If the measure is defeated there will be a reduction of $210-$320 million in state revenue, resulting in a possible reduction of $630-$960 million, or more in federal Medicaid matching funds. The total revenue reduction to the 2017-19 state budget may be $840 million-$1.3 billion or more.

“The thing to realize is there is no Plan B here. This would break our Medicaid system, without a viable alternative to keep people covered,” Coughlin said. “We really feel that it’s irresponsible at best and cruel at worst.”


The group Yes on Healthcare formed in response to the ballot measure, and collected a critical mass of support for the measure from healthcare and patient advocacy groups. Since this was a rare January special election with just one measure on the ballot, it was critical to get people to send in their ballots.

“It’s really expensive to live here, and it can be hard to find a living wage job, so Medicaid is really important to people,” Patty Wentz, the organization’s director, said. “Particularly for young people who have kids, [Oregon Health Plan] is a real lifeline.”

The Oregon hospitals and insurance providers who back Measure 101 understand that expanding healthcare coverage benefits all parties. When poor and sick people have health insurance, they are able to seek preventative care, rather than depending on expensive emergency room visits. Widespread preventative care drives down costs for everyone.

So why did this become a ballot measure in the first place? The answer shows just how far down an ideological rabbit hole some Republican lawmakers have gone. Parrish, the Republican lawmaker who spearheaded the ballot measure, explained that she wanted to “break” the Medicaid system in the state. “You know, sometimes the way to heal that broken bone that didn’t heal right is to break it and reset it. And that’s kind of what Measure 101 is about,” she said at a debate in December.

The parallels between this story and Republicans’ efforts to repeal the Affordable Care Act nationally are clear. Both stories reveal rightwing Republican lawmakers’ undergirding mentality, a combination of misinformation and reckless nihilism. The most recent national example of this recklessness can be seen in Republicans’ refusal to reauthorize the Children’s Health Insurance Program, for no clear reason except to use it as possible leverage in negotiations with Democrats.

“Their position has been almost identical: ‘Let’s repeal it and we’ll replace it with something else. Just trust us,’” Wentz told me. “And we’re finding that people in Oregon do not trust that.”

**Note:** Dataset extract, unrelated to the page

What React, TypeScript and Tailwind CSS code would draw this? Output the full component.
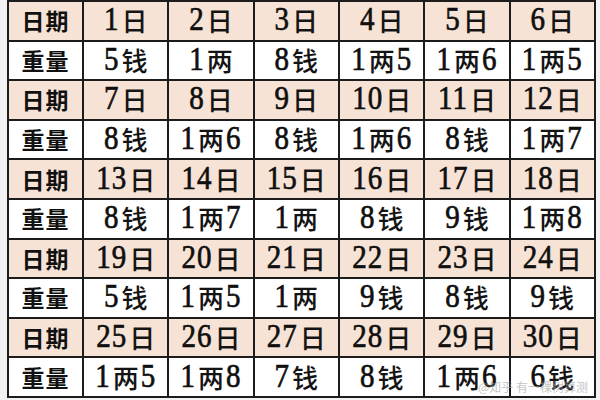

Today’s Republican lawmakers, across the country, operate under some combination of bad faith and ignorance. They have told us—are still telling us—that they don’t care about blowing up a system that provides health care to hundreds of thousands of children.

On Tuesday, a lot more Oregonians showed that they do care. After a year of hearing “no” from Republican lawmakers, in Oregon and nationally, voters in Oregon got their own chance to say yes.